Locate the word "this" in the entries below, then gather every line that holds it.
* * * * *
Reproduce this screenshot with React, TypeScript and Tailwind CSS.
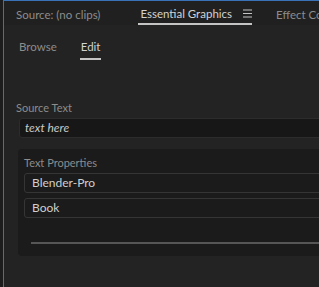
const App = () => {
  return (
    <div className="h-[287px] w-[319px] overflow-hidden bg-[#1d1d1d] pl-[3px] font-['Lato',sans-serif]">
      <div className="flex h-full w-[420px] flex-col border-l border-t border-[#3a72b8] bg-[#232323]">
        <header className="flex h-[24px] shrink-0 items-center bg-[#202020] pt-[3px] text-[11.5px]">
          <span className="ml-[12px] text-[#8c8c8c]">Source: (no clips)</span>
          <div className="ml-[38px] flex h-full items-center gap-[11px] border-b-2 border-[#c4c4c4] pl-[2px]">
            <span className="text-[#d2d2d2]">Essential Graphics</span>
            <svg width="9" height="9" viewBox="0 0 9 9" className="text-[#c4c4c4]">
              <path d="M0 1h9M0 4.5h9M0 8h9" stroke="currentColor" strokeWidth="1" />
            </svg>
          </div>
          <span className="ml-[24px] text-[#8c8c8c]">Effect Controls</span>
        </header>

        <nav className="flex h-[35px] shrink-0 items-end gap-[23px] pl-[15px] text-[11.5px]">
          <span className="pb-[5px] text-[#8c8c8c]">Browse</span>
          <span className="border-b-2 border-[#c4c4c4] px-[1px] pb-[3px] text-[#d2d2d2]">Edit</span>
        </nav>

        <div className="flex flex-col pl-[12px] pt-[41px]">
          <label className="text-[11px] leading-[14px] text-[#8c8c8c]">Source Text</label>
          <div className="ml-[3px] mt-[3px] flex h-[20px] items-center rounded-[3px] border border-[#2c2c2c] bg-[#171717] pl-[5px] text-[12px] italic text-[#c9c9c9]">
            text here
          </div>

          <section className="ml-[2px] mt-[11px] flex h-[107px] flex-col rounded-[4px] bg-[#1b1b1b] pl-[6px] pt-[7px]">
            <span className="text-[11px] leading-[14px] text-[#8c8c8c]">Text Properties</span>
            <div className="mt-[3px] flex h-[20px] items-center rounded-[3px] border border-[#353535] bg-[#1b1b1b] pl-[7px] text-[12px] text-[#cfcfcf]">
              Blender-Pro
            </div>
            <div className="mt-[5px] flex h-[20px] items-center rounded-[3px] border border-[#353535] bg-[#1b1b1b] pl-[7px] text-[12px] text-[#cfcfcf]">
              Book
            </div>
            <div className="ml-[7px] mt-[24px] h-[2px] bg-[#565656]" />
          </section>
        </div>
      </div>
    </div>
  );
};

export default App;
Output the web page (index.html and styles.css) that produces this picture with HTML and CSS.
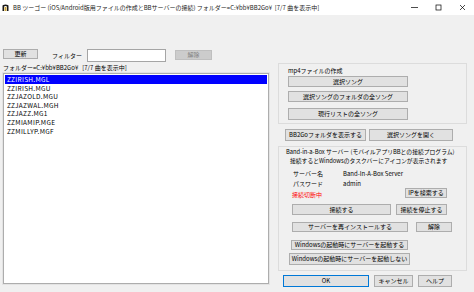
FILE: index.html
```html
<!DOCTYPE html>
<html lang="ja">
<head>
  <meta charset="UTF-8">
  <title>BB ツーゴー</title>
  <link rel="stylesheet" href="styles.css">
</head>
<body>
  <div class="titlebar">
    <svg class="app-icon" width="7" height="7" viewBox="0 0 7 7">
      <path d="M0.5 7 V2 Q0.5 0.5 3.5 0.5 Q6.5 0.5 6.5 2 V7 H5 V3 Q5 2 3.5 2 Q2 2 2 3 V7 Z" fill="#1a1a1a"/>
      <rect x="2.5" y="3" width="2" height="4" fill="#c9a23a"/>
    </svg>
    <span class="title">BB ツーゴー (iOS/Android版用ファイルの作成とBBサーバーの接続) フォルダー=C:¥bb¥BB2Go¥&nbsp;&nbsp;[7/7 曲を表示中]</span>
    <div class="controls">
      <span class="ctl"><svg width="7" height="7" viewBox="0 0 7 7"><line x1="0" y1="3.5" x2="7" y2="3.5" stroke="#000" stroke-width="0.7"/></svg></span>
      <span class="ctl"><svg width="7" height="7" viewBox="0 0 7 7"><rect x="1" y="1" width="5" height="5" fill="none" stroke="#000" stroke-width="0.7"/></svg></span>
      <span class="ctl"><svg width="7" height="7" viewBox="0 0 7 7"><path d="M1 1 L6 6 M6 1 L1 6" stroke="#000" stroke-width="0.7"/></svg></span>
    </div>
  </div>

  <div class="toolbar">
    <button class="btn btn-update">更新</button>
    <span class="filter-label">フィルター</span>
    <input class="filter-input" type="text">
    <button class="btn btn-clear" disabled>解除</button>
  </div>

  <div class="main">
    <div class="left">
      <div class="folder">フォルダー=C:¥bb¥BB2Go¥&nbsp;&nbsp;&nbsp;[7/7 曲を表示中]</div>
      <div class="list">
        <div class="item selected">ZZIRISH.MGL</div>
        <div class="item">ZZIRISH.MGU</div>
        <div class="item">ZZJAZOLD.MGU</div>
        <div class="item">ZZJAZWAL.MGH</div>
        <div class="item">ZZJAZZ.MG1</div>
        <div class="item">ZZMIAMIP.MGE</div>
        <div class="item">ZZMILLYP.MGF</div>
      </div>
    </div>

    <div class="right">
      <div class="group mp4">
        <div class="group-label">mp4ファイルの作成</div>
        <button class="btn mp4-btn b1">選択ソング</button>
        <button class="btn mp4-btn b2">選択ソングのフォルダの全ソング</button>
        <button class="btn mp4-btn b3">現行リストの全ソング</button>
      </div>

      <div class="row bb2go">
        <button class="btn btn-folder">BB2Goフォルダを表示する</button>
        <button class="btn btn-open">選択ソングを開く</button>
      </div>

      <div class="group server">
        <div class="desc">
          <div>Band-in-a-Box サーバー (モバイルアプリBBとの接続プログラム)</div>
          <div class="desc2">接続するとWindowsのタスクバーにアイコンが表示されます</div>
        </div>
        <div class="info">
          <div class="info-row"><span class="info-key">サーバー名</span><span>Band-In-A-Box Server</span></div>
          <div class="info-row"><span class="info-key">パスワード</span><span>admin</span></div>
        </div>
        <div class="row status-row">
          <span class="status">接続切断中</span>
          <button class="btn btn-ip">IPを検索する</button>
        </div>
        <div class="row connect-row">
          <button class="btn btn-connect">接続する</button>
          <button class="btn btn-stop">接続を停止する</button>
        </div>
        <div class="row reinstall-row">
          <button class="btn btn-reinstall">サーバーを再インストールする</button>
          <button class="btn btn-unlock">解除</button>
        </div>
        <div class="row">
          <button class="btn btn-start-on">Windowsの起動時にサーバーを起動する</button>
        </div>
        <div class="row">
          <button class="btn btn-start-off">Windowsの起動時にサーバーを起動しない</button>
        </div>
      </div>

      <div class="row dialog-row">
        <button class="btn btn-ok">OK</button>
        <button class="btn btn-cancel">キャンセル</button>
        <button class="btn btn-help">ヘルプ</button>
      </div>
    </div>
  </div>
</body>
</html>
```

FILE: styles.css
```css
* {
  box-sizing: border-box;
}
body {
  margin: 0;
  width: 474px;
  height: 292px;
  overflow: hidden;
  background: #f0f0f0;
  font-family: "Noto Sans CJK JP", "Noto Sans", sans-serif;
  font-size: 6px;
  color: #000;
}
.titlebar {
  height: 15px;
  background: #fff;
  display: flex;
  align-items: center;
  padding-left: 2px;
}
.app-icon {
  margin-right: 4px;
}
.title {
  flex: 1;
  white-space: nowrap;
  font-size: 6px;
  color: #222;
}
.controls {
  display: flex;
}
.ctl {
  width: 24px;
  display: flex;
  justify-content: center;
}
.btn {
  margin: 0;
  padding: 0;
  height: 11px;
  font: inherit;
  font-size: 6px;
  line-height: 1;
  color: #000;
  background: #e1e1e1;
  border: 1px solid #adadad;
  white-space: nowrap;
}
.btn:disabled {
  background: #cccccc;
  border-color: #bfbfbf;
  color: #838383;
}
.row {
  display: flex;
}

/* toolbar */
.toolbar {
  display: flex;
  align-items: flex-start;
  height: 14px;
  margin-top: 34px;
  padding-left: 3px;
}
.btn-update {
  width: 35px;
  height: 10px;
}
.filter-label {
  margin: 2px 0 0 14px;
  width: 35px;
}
.filter-input {
  width: 79px;
  height: 13px;
  margin: 0;
  border: 1px solid #a5a5a5;
  background: #fff;
}
.btn-clear {
  width: 37px;
  height: 10px;
  margin: 1px 0 0 9px;
}

/* main */
.main {
  display: grid;
  grid-template-columns: 266px 189px;
  column-gap: 9px;
  padding-left: 3px;
}
.folder {
  height: 10px;
  line-height: 10px;
  white-space: nowrap;
}
.list {
  height: 211px;
  background: #fff;
  border: 1px solid #adadad;
  box-shadow: 0 0 0 1px #e3e3e3;
  padding: 1px 1px 0;
  font-size: 6.5px;
  letter-spacing: 0.3px;
}
.item {
  height: 8.6px;
  line-height: 8.6px;
  padding-left: 2px;
}
.item.selected {
  background: #0000ff;
  color: #fff;
}

/* right column */
.group {
  border: 1px solid #dcdcdc;
}
.mp4 {
  height: 61px;
  padding-left: 9px;
}
.group-label {
  margin-top: 2px;
  height: 10px;
  line-height: 9px;
}
.mp4-btn {
  display: block;
  width: 120px;
}
.b2 {
  margin-top: 4px;
}
.b3 {
  margin-top: 6px;
  height: 12px;
}
.bb2go {
  margin-top: 5px;
  padding-left: 7px;
  gap: 3px;
}
.bb2go .btn {
  height: 12px;
}
.btn-folder {
  width: 81px;
}
.btn-open {
  width: 84px;
}
.server {
  margin-top: 5px;
  height: 125px;
}
.desc {
  margin-top: 1px;
  padding-left: 7px;
  font-size: 5.8px;
  line-height: 8.5px;
  white-space: nowrap;
}
.desc2 {
  padding-left: 4px;
}
.info {
  margin-top: 4px;
  padding-left: 14px;
}
.info-row {
  display: flex;
  height: 9.5px;
  line-height: 9.5px;
}
.info-key {
  width: 50px;
}
.status-row {
  height: 11px;
  padding-left: 13px;
  align-items: flex-end;
}
.status {
  flex: 1;
  color: #ff0000;
  line-height: 8px;
}
.btn-ip {
  width: 42px;
  height: 10px;
  margin-right: 19px;
  align-self: flex-start;
}
.connect-row {
  margin-top: 5px;
  padding-left: 13px;
  gap: 5px;
}
.btn-connect {
  width: 99px;
}
.btn-stop {
  width: 51px;
}
.reinstall-row {
  margin-top: 7px;
  padding-left: 13px;
  gap: 8px;
}
.btn-reinstall {
  width: 116px;
  height: 10px;
}
.btn-unlock {
  width: 36px;
  height: 10px;
}
.btn-start-on {
  margin: 8px 0 0 12px;
  width: 117px;
  height: 10px;
}
.btn-start-off {
  margin: 3px 0 0 10px;
  width: 121px;
  height: 12px;
}
.dialog-row {
  margin-top: 4px;
  padding-left: 5px;
}
.dialog-row .btn {
  height: 12px;
}
.btn-ok {
  width: 86px;
  border-color: #0078d7;
}
.btn-cancel {
  width: 39px;
  margin-left: 5px;
}
.btn-help {
  width: 34px;
  margin-left: 5px;
}
```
* * * * *
== Answer to the exercise ==
Reproduce this screenshot with React, TypeScript and Tailwind CSS.
Output the web page (index.html and styles.css) that produces this picture with HTML and CSS.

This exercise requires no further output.